• _OBJECTIVE_
Your task is to retype, word for word, the lines from the start of the data through the line holding "75.500 40.500 60". Do not include the pictures.

>> begin

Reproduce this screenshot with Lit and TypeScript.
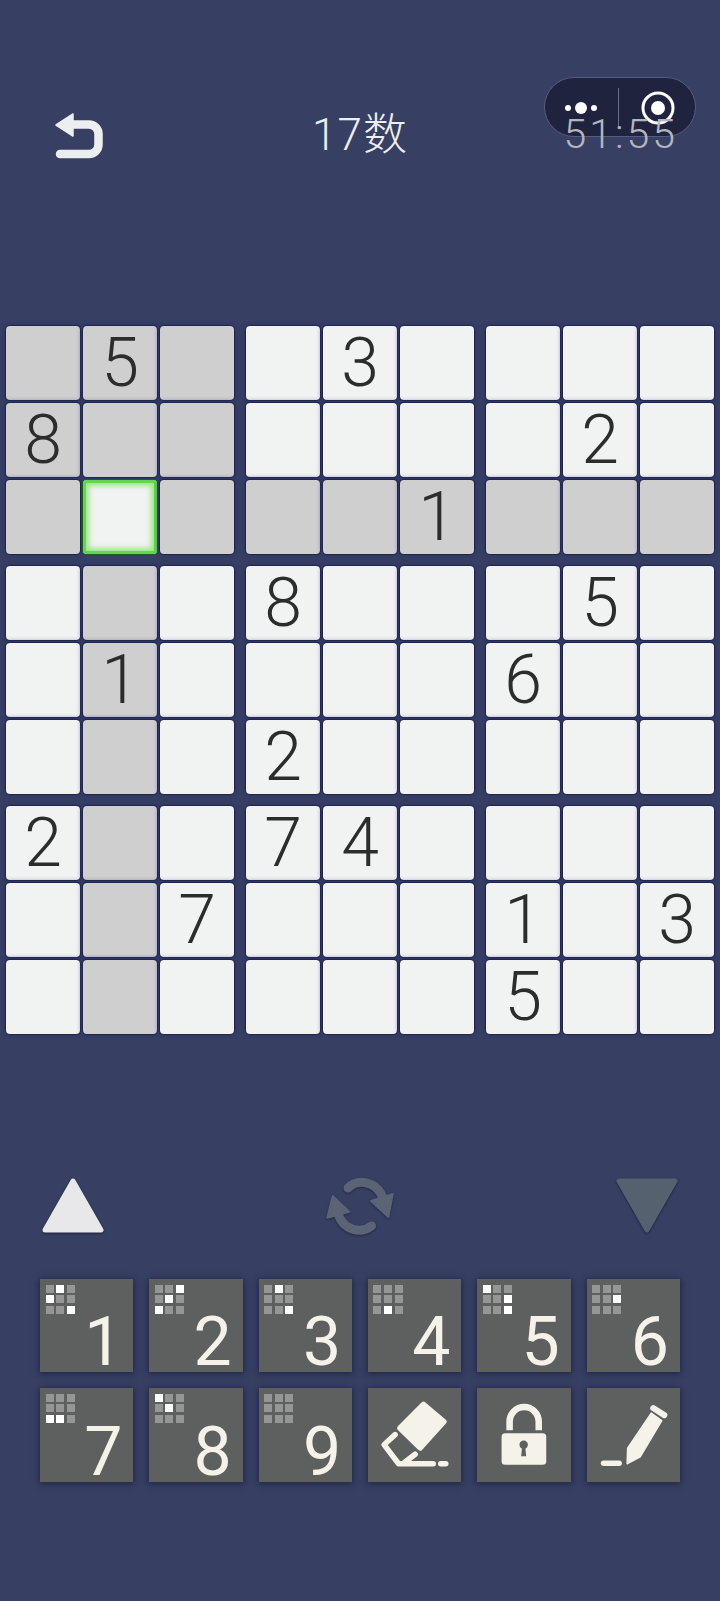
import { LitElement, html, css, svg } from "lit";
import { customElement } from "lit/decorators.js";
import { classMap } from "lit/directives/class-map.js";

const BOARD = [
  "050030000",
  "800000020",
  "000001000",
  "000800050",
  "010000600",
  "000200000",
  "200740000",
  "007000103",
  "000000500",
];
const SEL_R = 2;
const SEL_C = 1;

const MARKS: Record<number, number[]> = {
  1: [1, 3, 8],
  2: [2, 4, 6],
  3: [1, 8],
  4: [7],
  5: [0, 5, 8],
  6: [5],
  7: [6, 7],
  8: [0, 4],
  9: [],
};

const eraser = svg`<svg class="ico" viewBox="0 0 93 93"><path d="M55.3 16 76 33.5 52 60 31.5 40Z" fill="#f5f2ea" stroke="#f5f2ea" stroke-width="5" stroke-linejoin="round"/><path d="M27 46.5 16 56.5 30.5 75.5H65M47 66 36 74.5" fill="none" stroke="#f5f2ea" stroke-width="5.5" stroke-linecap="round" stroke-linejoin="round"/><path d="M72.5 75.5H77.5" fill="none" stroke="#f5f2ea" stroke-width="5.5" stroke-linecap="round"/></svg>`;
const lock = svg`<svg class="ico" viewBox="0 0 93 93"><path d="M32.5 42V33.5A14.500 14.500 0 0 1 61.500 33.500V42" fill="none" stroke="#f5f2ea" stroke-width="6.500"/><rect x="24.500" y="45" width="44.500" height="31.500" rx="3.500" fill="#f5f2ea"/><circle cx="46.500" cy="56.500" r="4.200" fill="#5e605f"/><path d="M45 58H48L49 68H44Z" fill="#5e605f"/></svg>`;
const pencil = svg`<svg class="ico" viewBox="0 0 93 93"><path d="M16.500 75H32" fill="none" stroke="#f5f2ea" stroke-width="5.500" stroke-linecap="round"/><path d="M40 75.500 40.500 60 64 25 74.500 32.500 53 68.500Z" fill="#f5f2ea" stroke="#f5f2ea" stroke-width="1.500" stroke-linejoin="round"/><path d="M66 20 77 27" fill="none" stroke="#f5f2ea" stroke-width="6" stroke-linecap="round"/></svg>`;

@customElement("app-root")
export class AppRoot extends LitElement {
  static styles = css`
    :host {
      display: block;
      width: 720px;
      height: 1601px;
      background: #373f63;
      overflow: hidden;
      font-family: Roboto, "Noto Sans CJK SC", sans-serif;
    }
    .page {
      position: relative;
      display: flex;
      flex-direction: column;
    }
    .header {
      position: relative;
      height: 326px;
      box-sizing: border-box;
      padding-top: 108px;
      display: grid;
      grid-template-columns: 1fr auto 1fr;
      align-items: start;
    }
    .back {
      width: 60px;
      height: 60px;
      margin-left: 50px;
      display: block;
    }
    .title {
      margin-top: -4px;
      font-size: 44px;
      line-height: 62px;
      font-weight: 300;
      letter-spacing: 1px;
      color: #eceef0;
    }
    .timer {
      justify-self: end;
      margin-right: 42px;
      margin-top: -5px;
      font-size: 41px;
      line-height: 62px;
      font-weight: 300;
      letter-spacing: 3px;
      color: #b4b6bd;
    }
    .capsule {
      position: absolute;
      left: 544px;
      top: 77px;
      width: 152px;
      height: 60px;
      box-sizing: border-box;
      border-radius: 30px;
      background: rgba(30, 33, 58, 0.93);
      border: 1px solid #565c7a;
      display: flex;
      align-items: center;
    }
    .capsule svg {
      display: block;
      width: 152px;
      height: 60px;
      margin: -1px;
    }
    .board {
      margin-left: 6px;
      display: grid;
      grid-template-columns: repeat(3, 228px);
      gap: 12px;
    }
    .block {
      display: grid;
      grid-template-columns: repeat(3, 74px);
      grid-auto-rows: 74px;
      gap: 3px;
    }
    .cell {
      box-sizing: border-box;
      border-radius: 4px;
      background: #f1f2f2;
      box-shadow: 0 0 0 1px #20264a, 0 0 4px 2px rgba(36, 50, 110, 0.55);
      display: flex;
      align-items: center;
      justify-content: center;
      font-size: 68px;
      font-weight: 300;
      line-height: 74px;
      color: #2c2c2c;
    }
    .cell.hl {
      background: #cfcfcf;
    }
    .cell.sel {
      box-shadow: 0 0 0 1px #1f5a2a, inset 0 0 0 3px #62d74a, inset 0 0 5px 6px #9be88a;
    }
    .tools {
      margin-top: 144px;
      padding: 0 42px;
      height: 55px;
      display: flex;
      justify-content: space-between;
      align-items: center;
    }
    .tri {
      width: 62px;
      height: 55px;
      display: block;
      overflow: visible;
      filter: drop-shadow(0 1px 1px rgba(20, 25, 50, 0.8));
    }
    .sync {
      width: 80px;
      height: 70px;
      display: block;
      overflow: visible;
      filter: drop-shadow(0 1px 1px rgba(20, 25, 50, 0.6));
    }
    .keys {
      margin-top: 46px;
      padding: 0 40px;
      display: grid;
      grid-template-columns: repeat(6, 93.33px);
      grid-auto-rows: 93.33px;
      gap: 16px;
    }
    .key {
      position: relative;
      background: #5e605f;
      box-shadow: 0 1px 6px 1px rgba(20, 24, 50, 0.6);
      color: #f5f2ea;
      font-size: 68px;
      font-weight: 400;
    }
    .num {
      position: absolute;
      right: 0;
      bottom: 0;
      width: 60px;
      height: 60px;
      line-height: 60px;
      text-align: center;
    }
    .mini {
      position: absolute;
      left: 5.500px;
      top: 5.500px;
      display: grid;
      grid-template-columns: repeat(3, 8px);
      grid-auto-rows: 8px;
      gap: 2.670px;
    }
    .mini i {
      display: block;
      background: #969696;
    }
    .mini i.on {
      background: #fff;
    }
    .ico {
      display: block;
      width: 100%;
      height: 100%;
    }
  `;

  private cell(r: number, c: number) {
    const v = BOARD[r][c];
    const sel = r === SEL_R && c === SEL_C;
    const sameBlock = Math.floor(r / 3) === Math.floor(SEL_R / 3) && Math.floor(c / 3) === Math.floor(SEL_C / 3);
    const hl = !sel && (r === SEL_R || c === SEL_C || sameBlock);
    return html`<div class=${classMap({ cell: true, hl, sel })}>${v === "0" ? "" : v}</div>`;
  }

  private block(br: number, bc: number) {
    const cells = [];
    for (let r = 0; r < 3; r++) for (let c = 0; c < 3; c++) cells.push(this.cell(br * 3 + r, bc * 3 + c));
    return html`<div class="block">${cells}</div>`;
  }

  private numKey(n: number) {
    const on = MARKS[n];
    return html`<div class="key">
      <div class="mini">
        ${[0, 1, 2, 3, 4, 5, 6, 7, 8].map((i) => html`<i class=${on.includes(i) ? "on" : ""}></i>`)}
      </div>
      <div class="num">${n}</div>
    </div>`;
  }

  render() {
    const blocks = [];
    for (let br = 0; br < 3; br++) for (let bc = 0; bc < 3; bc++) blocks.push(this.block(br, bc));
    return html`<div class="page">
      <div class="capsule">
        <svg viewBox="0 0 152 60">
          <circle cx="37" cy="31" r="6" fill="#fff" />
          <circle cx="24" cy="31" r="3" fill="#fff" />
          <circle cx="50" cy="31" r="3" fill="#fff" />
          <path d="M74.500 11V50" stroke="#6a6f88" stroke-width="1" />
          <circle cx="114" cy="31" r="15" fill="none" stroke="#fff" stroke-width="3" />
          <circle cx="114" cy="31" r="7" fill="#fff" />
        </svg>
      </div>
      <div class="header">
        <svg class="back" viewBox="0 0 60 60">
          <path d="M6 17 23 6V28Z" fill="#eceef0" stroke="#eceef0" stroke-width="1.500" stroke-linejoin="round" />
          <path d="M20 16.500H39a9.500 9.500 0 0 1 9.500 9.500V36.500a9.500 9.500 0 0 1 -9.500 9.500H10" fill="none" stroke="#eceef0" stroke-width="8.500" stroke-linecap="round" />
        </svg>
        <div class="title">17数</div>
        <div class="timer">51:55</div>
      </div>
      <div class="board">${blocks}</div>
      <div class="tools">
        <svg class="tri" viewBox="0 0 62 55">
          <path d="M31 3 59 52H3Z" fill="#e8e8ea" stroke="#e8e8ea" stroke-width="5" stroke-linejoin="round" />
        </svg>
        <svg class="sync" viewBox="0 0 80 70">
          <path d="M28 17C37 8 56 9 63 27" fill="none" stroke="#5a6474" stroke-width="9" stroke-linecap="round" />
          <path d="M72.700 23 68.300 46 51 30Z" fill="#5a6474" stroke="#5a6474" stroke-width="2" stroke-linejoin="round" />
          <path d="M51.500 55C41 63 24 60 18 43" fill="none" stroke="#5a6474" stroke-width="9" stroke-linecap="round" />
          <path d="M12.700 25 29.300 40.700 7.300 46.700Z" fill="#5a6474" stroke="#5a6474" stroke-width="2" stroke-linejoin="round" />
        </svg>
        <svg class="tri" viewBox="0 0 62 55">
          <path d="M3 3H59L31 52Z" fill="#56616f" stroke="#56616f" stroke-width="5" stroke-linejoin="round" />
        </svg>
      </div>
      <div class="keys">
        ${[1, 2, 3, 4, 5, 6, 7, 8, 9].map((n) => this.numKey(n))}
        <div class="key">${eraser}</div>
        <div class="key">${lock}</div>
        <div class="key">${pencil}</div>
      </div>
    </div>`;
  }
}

>> end

• _RESULT OF THE TASK_
Reproduce this screenshot with Lit and TypeScript.
import { LitElement, html, css, svg } from "lit";
import { customElement } from "lit/decorators.js";
import { classMap } from "lit/directives/class-map.js";

const BOARD = [
  "050030000",
  "800000020",
  "000001000",
  "000800050",
  "010000600",
  "000200000",
  "200740000",
  "007000103",
  "000000500",
];
const SEL_R = 2;
const SEL_C = 1;

const MARKS: Record<number, number[]> = {
  1: [1, 3, 8],
  2: [2, 4, 6],
  3: [1, 8],
  4: [7],
  5: [0, 5, 8],
  6: [5],
  7: [6, 7],
  8: [0, 4],
  9: [],
};

const eraser = svg`<svg class="ico" viewBox="0 0 93 93"><path d="M55.3 16 76 33.5 52 60 31.5 40Z" fill="#f5f2ea" stroke="#f5f2ea" stroke-width="5" stroke-linejoin="round"/><path d="M27 46.5 16 56.5 30.5 75.5H65M47 66 36 74.5" fill="none" stroke="#f5f2ea" stroke-width="5.5" stroke-linecap="round" stroke-linejoin="round"/><path d="M72.5 75.5H77.5" fill="none" stroke="#f5f2ea" stroke-width="5.5" stroke-linecap="round"/></svg>`;
const lock = svg`<svg class="ico" viewBox="0 0 93 93"><path d="M32.5 42V33.5A14.500 14.500 0 0 1 61.500 33.500V42" fill="none" stroke="#f5f2ea" stroke-width="6.500"/><rect x="24.500" y="45" width="44.500" height="31.500" rx="3.500" fill="#f5f2ea"/><circle cx="46.500" cy="56.500" r="4.200" fill="#5e605f"/><path d="M45 58H48L49 68H44Z" fill="#5e605f"/></svg>`;
const pencil = svg`<svg class="ico" viewBox="0 0 93 93"><path d="M16.500 75H32" fill="none" stroke="#f5f2ea" stroke-width="5.500" stroke-linecap="round"/><path d="M40 75.500 40.500 60 64 25 74.500 32.500 53 68.500Z" fill="#f5f2ea" stroke="#f5f2ea" stroke-width="1.500" stroke-linejoin="round"/><path d="M66 20 77 27" fill="none" stroke="#f5f2ea" stroke-width="6" stroke-linecap="round"/></svg>`;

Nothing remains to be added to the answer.